Australia names largest-ever athletics team for a foreign Olympics ahead of Paris Games

Australia World

In short:

Australia has named a full squad of 75 athletes to compete in the 2024 Paris Olympic Games, the largest ever for an overseas Olympics.

Torrie Lewis will not run the 100m but will focus on the 200m and the 4x100m relay, which will feature an Australian men’s and women’s team for the first time in 24 years.

What’s next?

The athletics competition gets underway in Paris at the Stade de France on August 1.

Australia has named the largest athletics team it has ever sent to an overseas Olympics, adding 55 athletes to complete a 75-strong team.

The squad is the second-largest ever assembled, behind the team that contested the Sydney 2000 Games on home soil.

The squad also contains serious pedigree, with six medallists from last year’s World Championships and three Olympic medallists from the Tokyo Games.

Australian record holder Torrie Lewis will not contest the 100m sprint, opting instead for her more favoured 200m, but will run in the 4x100m relay.

“After having such an amazing year, getting the official selection is just a relief,” the 19-year-old said.

“I’ve always thought I could make an individual event, but actually getting the call is so exciting.

“Ever since watching the London 2012 Games, it’s been something I’ve wanted to do, originally for gymnastics but now for running.

“I feel very proud that I’m able to represent Australia and have the country backing me, it makes me even more motivated to run better.”

A line of female sprinters in national team leotards.

Torrie Lewis burst onto the scene during the Australian summer.(Getty Images: Tim Clayton/Corbis)

The squad includes both a men’s and women’s 4x100m relay — the first time both have been part of an Australian Olympic Team together since Sydney 2000.

In the 1,500m, Linden Hall and Georgia Griffith will join Oceania record holder and fifth-fastest runner of all time Jess Hull, who was already named in the squad after winning the Australian trials.

Catriona Bisset joins the already selected Abbey Caldwell and Claudia Hollingworth in the 800m, while Rose Davis and Izzi Batt-Doyle — who also ran a qualification time for the hotly contested women’s marathon squad but missed out on selection — will run the 5,000m, as will Lauren Ryan, having already been selected for the 10,000m in April.

Australia’s field squad is made up of several former world champions, including pole vaulter Nina Kennedy, who sensationally shared the world title with Katie Moon in 2023.

“I’m feeling really good about my preparation and I’m genuinely excited for the competition,” Kennedy said.

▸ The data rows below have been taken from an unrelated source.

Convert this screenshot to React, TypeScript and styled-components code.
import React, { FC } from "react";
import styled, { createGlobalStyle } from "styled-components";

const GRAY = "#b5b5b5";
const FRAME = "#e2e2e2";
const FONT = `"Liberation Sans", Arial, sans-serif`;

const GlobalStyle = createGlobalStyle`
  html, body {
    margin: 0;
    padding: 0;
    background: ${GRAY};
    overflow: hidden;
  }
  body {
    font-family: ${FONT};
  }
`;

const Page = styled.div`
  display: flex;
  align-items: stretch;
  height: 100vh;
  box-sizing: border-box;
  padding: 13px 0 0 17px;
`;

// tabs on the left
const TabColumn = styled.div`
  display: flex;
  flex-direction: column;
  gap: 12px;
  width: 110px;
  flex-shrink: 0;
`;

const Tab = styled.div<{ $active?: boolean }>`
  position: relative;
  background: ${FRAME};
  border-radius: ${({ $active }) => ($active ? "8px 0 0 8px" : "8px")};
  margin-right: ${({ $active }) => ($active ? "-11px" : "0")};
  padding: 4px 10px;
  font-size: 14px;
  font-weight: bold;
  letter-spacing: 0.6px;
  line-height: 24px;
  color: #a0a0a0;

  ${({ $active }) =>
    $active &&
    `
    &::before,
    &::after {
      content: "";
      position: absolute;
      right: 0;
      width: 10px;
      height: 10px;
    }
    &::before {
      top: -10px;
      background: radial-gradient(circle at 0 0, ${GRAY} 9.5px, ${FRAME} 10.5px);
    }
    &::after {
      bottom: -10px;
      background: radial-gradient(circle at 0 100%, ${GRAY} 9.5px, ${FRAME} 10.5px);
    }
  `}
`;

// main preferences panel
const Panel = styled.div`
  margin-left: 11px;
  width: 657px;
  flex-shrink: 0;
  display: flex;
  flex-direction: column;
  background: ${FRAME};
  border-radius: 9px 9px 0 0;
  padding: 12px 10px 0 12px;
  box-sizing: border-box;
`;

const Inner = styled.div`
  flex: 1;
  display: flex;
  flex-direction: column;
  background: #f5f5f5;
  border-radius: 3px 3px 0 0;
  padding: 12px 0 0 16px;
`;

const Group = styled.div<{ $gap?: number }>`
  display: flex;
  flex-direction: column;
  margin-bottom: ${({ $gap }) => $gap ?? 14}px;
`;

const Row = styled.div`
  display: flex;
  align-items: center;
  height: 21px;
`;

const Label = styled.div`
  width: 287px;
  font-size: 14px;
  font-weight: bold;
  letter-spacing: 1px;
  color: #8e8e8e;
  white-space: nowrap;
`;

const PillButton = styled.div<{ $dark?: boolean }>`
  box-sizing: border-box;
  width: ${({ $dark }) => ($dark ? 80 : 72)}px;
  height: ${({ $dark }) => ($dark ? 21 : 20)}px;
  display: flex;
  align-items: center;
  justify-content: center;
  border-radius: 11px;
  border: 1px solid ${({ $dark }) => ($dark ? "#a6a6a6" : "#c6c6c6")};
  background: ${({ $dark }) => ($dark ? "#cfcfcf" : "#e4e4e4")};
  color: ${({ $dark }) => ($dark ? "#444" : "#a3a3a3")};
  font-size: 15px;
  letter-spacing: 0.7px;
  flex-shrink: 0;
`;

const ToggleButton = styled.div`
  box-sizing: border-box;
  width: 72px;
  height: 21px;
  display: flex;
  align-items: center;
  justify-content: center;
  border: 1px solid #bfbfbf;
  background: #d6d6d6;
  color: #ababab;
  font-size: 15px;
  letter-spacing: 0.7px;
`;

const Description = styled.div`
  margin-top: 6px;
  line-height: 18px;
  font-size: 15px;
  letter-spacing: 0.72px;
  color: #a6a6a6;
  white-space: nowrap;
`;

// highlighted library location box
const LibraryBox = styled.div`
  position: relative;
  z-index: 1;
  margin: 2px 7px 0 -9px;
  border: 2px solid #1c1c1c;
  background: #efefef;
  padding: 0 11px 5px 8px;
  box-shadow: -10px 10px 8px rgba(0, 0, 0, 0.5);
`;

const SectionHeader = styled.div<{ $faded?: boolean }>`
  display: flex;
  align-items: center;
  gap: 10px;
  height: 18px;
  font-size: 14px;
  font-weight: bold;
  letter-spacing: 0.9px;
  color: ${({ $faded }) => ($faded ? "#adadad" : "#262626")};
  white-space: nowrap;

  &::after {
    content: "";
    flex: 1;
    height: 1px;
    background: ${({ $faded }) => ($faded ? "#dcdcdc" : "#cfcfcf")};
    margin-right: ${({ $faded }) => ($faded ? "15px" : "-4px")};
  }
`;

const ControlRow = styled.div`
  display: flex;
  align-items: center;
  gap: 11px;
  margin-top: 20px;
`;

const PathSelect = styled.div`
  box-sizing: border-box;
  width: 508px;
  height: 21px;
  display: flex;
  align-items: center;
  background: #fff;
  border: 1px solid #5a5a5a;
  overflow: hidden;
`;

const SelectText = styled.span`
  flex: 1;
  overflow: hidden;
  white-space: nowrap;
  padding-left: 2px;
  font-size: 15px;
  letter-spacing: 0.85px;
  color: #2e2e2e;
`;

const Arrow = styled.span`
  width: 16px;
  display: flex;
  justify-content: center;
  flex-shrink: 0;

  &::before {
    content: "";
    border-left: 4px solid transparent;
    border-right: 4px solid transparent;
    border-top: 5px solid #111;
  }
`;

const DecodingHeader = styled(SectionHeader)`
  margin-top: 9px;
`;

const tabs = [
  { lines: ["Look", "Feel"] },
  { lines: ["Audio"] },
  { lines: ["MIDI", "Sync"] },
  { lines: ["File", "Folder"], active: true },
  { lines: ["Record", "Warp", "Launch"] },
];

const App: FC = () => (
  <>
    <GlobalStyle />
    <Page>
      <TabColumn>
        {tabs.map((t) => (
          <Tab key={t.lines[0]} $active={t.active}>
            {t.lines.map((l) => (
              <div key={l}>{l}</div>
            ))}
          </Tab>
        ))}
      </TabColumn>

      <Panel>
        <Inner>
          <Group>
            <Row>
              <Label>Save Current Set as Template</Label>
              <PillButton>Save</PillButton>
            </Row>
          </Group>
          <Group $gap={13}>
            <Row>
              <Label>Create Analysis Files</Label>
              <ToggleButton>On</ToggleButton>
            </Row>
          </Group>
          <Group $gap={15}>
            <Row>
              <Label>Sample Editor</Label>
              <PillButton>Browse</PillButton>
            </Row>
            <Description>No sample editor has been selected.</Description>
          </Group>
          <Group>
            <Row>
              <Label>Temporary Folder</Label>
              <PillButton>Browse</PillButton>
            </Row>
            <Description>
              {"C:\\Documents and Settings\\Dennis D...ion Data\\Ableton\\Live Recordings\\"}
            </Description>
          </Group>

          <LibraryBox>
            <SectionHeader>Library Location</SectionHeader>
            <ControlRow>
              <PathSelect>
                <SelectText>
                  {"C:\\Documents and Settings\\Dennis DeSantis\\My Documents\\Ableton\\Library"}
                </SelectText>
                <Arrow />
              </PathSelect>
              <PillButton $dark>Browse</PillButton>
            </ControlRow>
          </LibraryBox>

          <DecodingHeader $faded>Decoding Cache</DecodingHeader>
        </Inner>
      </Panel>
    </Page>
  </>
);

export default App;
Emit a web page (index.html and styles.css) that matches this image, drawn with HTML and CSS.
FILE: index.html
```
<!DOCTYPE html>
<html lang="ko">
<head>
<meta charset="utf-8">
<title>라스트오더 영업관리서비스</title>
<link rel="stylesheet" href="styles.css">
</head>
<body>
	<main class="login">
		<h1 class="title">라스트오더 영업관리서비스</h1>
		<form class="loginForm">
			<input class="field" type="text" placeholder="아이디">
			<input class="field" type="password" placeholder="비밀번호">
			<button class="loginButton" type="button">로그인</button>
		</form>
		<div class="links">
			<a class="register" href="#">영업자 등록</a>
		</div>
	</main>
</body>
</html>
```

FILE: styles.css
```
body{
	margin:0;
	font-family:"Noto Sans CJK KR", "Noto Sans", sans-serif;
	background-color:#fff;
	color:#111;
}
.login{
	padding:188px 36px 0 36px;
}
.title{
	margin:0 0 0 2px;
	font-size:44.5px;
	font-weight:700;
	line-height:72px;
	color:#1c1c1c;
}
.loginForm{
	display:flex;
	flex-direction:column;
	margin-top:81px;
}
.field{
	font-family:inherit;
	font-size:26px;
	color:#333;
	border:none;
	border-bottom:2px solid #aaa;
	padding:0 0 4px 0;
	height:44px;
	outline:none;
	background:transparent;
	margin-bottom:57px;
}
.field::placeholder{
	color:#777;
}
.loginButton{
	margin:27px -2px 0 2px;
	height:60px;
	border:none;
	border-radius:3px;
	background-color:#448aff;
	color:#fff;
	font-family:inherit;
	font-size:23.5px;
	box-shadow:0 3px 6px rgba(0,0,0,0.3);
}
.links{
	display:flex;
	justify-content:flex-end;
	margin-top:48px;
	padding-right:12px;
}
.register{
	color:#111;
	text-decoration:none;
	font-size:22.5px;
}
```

“The women’s pole vault field is incredible. An Olympic year is so special because everyone brings their very best.

“Gold is the goal, however, it’s important to differentiate the difference between goals and expectations.

A beaming woman in an Australian athletics uniform holds an Australian flag behind her.

Nina Kennedy is one of the favourites for the women’s pole vault gold.(AAP Image/Dean Lewins)

“Goals are uncontrollable, but what I can control are the expectations I have of myself and my team.

“Of course, I’ve visualised winning gold. The mental aspect of training is just as important as the physical.

“I have a very clear definition of what success means to me, and that is being able to walk away from the Olympic final knowing I’ve done everything I possibly could have.

“If that wins a gold medal, amazing, and if it doesn’t, then I can walk away with no regrets.”

Ash Moloney, who clinched a stunning decathlon bronze in Tokyo, will return for his second Games despite battling multiple injuries over the past three years.

“Relief is definitely the word that comes to mind, considering the shape I’ve been in with injuries over the last couple of years,” he said.

“I wanted to prove to myself I could get back up to the standard I was at pre-Tokyo and I have done that. I’m in shape and ready to compete at the Olympics once again.

“I’ve had to adapt and evolve as an athlete. I’m still young but before when I was younger, I went head-on in every competition, but my body takes a little longer to recover these days.

“Last time I went to the Olympics, my aim wasn’t to win a medal, it was to do as well as I could and be competitive. The goal remains the same this time around and if that puts me in a position where I can compete for a medal, I will go for it.”

The athletics competition gets underway in Paris on August 1.